Here, they discuss why having friends in med school made the experience more fun and better prepared them for careers in medicine.
Forming a strong social circle in medical school helped Dr. Baweja and Dr. Chang maintain a sense of work-life balance and excel academically.
"Having close friends keeps your energy up and keeps you motivated" says Dr. Baweja. "Even when times are tough in medical school and you're really busy, it's all about wellness. We had so much collective social outpouring amongst our friends. We went on several trips that were sponsored by the [David Geffen School of Medicine's] wellness committee. We went snowboarding in northern California and got together regularly for dinner or just to hang out. That made the experience of medical school so much better."
"For me," he admits, "it was more fun than college."
Even during their third and fourth years, when the group underwent rotations at different hospitals, they made it a priority to get together. Using an email thread called "Excessive Mastication," they arranged weekly dinners at novel restaurants throughout LA, employing the student guidebook as their resource.
"These friendships prevented me from burning out in medical school," says Dr. Chang. "They allowed me to become a better student in class and [at various] hospitals."

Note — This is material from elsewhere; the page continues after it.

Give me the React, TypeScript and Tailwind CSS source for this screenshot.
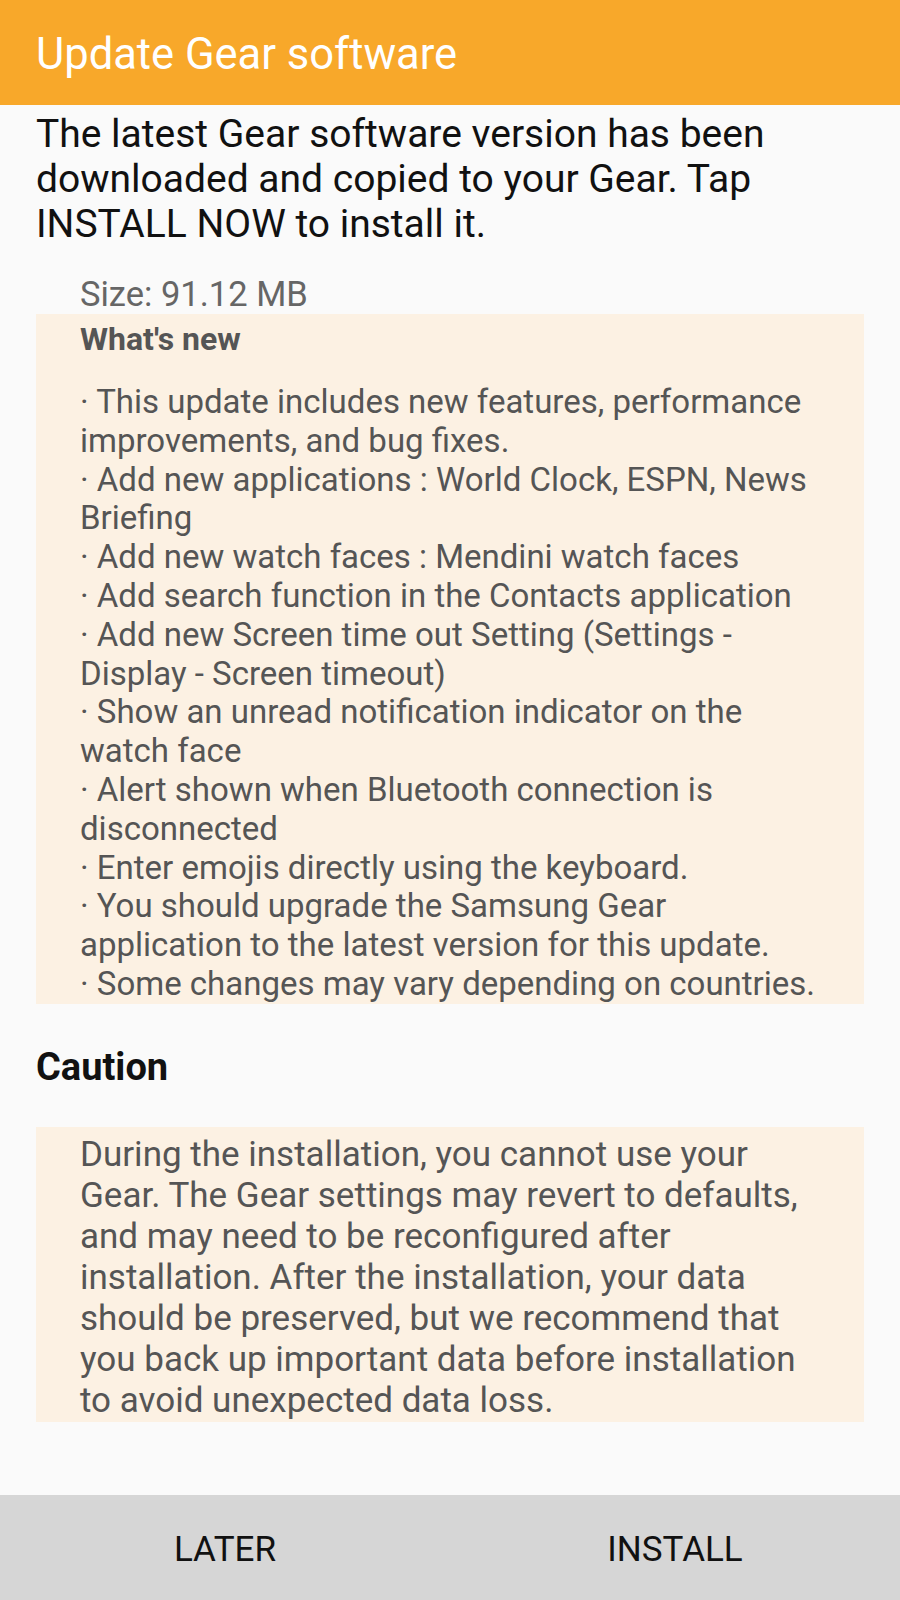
import React from "react";

const bullets = [
  "· This update includes new features, performance",
  "improvements, and bug fixes.",
  "· Add new applications : World Clock, ESPN, News",
  "Briefing",
  "· Add new watch faces : Mendini watch faces",
  "· Add search function in the Contacts application",
  "· Add new Screen time out Setting (Settings -",
  "Display - Screen timeout)",
  "· Show an unread notification indicator on the",
  "watch face",
  "· Alert shown when Bluetooth connection is",
  "disconnected",
  "· Enter emojis directly using the keyboard.",
  "· You should upgrade the Samsung Gear",
  "application to the latest version for this update.",
  "· Some changes may vary depending on countries.",
];

const caution = [
  "During the installation, you cannot use your",
  "Gear. The Gear settings may revert to defaults,",
  "and may need to be reconfigured after",
  "installation. After the installation, your data",
  "should be preserved, but we recommend that",
  "you back up important data before installation",
  "to avoid unexpected data loss.",
];

export default function App() {
  return (
    <div className="w-[900px] h-[1600px] bg-[#fafafa] flex flex-col font-['Roboto',sans-serif] overflow-hidden">
      <header className="h-[105px] bg-[#f8a82a] px-[36px] flex items-center shrink-0">
        <h1 className="text-white text-[43.5px] leading-none pt-[4px]">
          Update Gear software
        </h1>
      </header>
      <main className="flex-1 px-[36px]">
        <p className="mt-[7px] text-[#111111] text-[39px] leading-[45px] whitespace-nowrap">
          The latest Gear software version has been
          <br />
          downloaded and copied to your Gear. Tap
          <br />
          INSTALL NOW to install it.
        </p>
        <div className="mt-[27px] pl-[44px] text-[#666666] text-[34.5px] leading-[40px]">
          Size: 91.12 MB
        </div>
        <section className="bg-[#fcf1e3] pl-[44px] pt-[6px] pb-0 text-[#555555]">
          <div className="text-[32px] leading-[38px] font-bold">What's new</div>
          <div className="mt-[25px] text-[33px] leading-[38.8px] whitespace-nowrap">
            {bullets.map((b, i) => (
              <div key={i}>{b}</div>
            ))}
          </div>
        </section>
        <h2 className="mt-[41px] text-[#111111] text-[38px] leading-[44px] font-bold">
          Caution
        </h2>
        <section className="mt-[38px] bg-[#fcf1e3] pl-[44px] pt-[7px] pb-[1px] text-[#555555] text-[35px] leading-[41px] whitespace-nowrap">
          {caution.map((c, i) => (
            <div key={i}>{c}</div>
          ))}
        </section>
      </main>
      <footer className="h-[105px] bg-[#d6d6d6] grid grid-cols-2 shrink-0 text-[#111111] text-[35px]">
        <div className="flex items-center justify-center pt-[5px]">LATER</div>
        <div className="flex items-center justify-center pt-[5px]">INSTALL</div>
      </footer>
    </div>
  );
}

The group also hosted study groups at one another's apartments to prepare for exams. "Studying with friends made me more motivated to get work done and to learn," recalls Dr. Baweja. "Prior to our board exam, we did weekly assignment rotations where one of us would prepare a summary of some topic related to the exam and present it to everyone else. That really helped academics and further enhanced our bond."
Whereas premed programs can be very competitive — making it challenging for students to form strong friendships despite scholastic interests — medical school is a more collaborative environment. Dr. Chang and Dr. Baweja both consider this important training for future doctors.
"At the end of the day, having close friends in medical school really drives your experience as a doctor," says Dr. Baweja. "Being a doctor is all about dealing with people — patients, nurses, staff and other professionals — and being able to relate to diverse groups of people, on both a professional and human level."
Dr. Chang agrees: "Medical school can be challenging as students are on a steep learning curve and witness the humanistic side of medicine in the hospital for the first time. I think the most important set of skills to learn from medical school is forming strong connections, working together and sharing knowledge to work toward the same goal."